Nice! How do you like the belt drive?


----------



## jkaber (May 22, 2002)

krustyone said:


> Nice! How do you like the belt drive?



I'll let you know tomorrow when I take it on its maiden voyage.


----------



## krustyone (Apr 13, 2010)

Sweet! Have fun!!


----------



## SinnerDC2 (Apr 15, 2010)

why disc over rim brakes? is that common on single speeds?


----------



## jkaber (May 22, 2002)

It didn't come with a rim brake option, but I prefer disc anyway. They are easy to adjust, stop fast, and are just something different. I can fit 2.2 mountain tires in this frame/fork if I want to and take it off road.


----------



## JohnHenry (Aug 9, 2006)

im in luff.


----------



## jkaber (May 22, 2002)

Today was not the best day for the bikes first ride. 60 mph wind, a little rain, snow melt on the roads, but I did it anyway. The bike rides and handles great. I'm not sure the gearing is excactly what I had before. According to gates, my 42x19 is equivalent to their 50 x 22. This is only an issue on 6% and greater grade but I think I can adapt. 

The belt drive takes a while to set up. You pretty much have to get the tension and alignment spot on or the belt starts walking off the cog. I had to adjust my rear spacing....when I realized a chainwhip does not work for belt cogs! I ended up getting a rubber strap wrench from Home Depot and got the alignment perfect. Thumbs up so far.


----------



## Pablo (Jul 7, 2004)

What's the deal with this frame and stems? http://forums.roadbikereview.com/showthread.php?t=229783


----------



## jkaber (May 22, 2002)

Come on Pablo, I only have 1 spacer kit on mine!

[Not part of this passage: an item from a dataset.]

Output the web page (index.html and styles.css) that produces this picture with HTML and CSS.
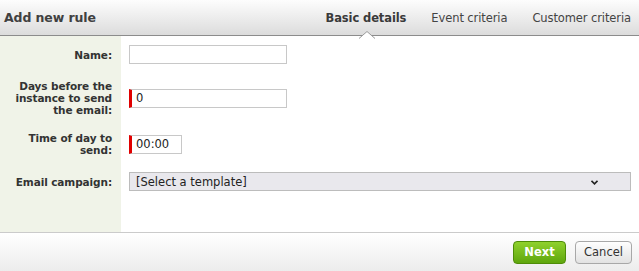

The bike does have a shortish head tube...plus I'm not very flexible anymore. So, I used a tall headset, some spacers, and a 17 degree stem. Still handles great.


----------



## Pablo (Jul 7, 2004)

jkaber said:


> Come on Pablo, I only have 1 spacer kit on mine! The bike does have a shortish head tube...plus I'm not very flexible anymore. So, I used a tall headset, some spacers, and a 17 degree stem. Still handles great.


I'm just giving you a hard time.  Cool bike, though I could not with that color. Actually, the split top tube is remarkabley similar to my Black Sheep.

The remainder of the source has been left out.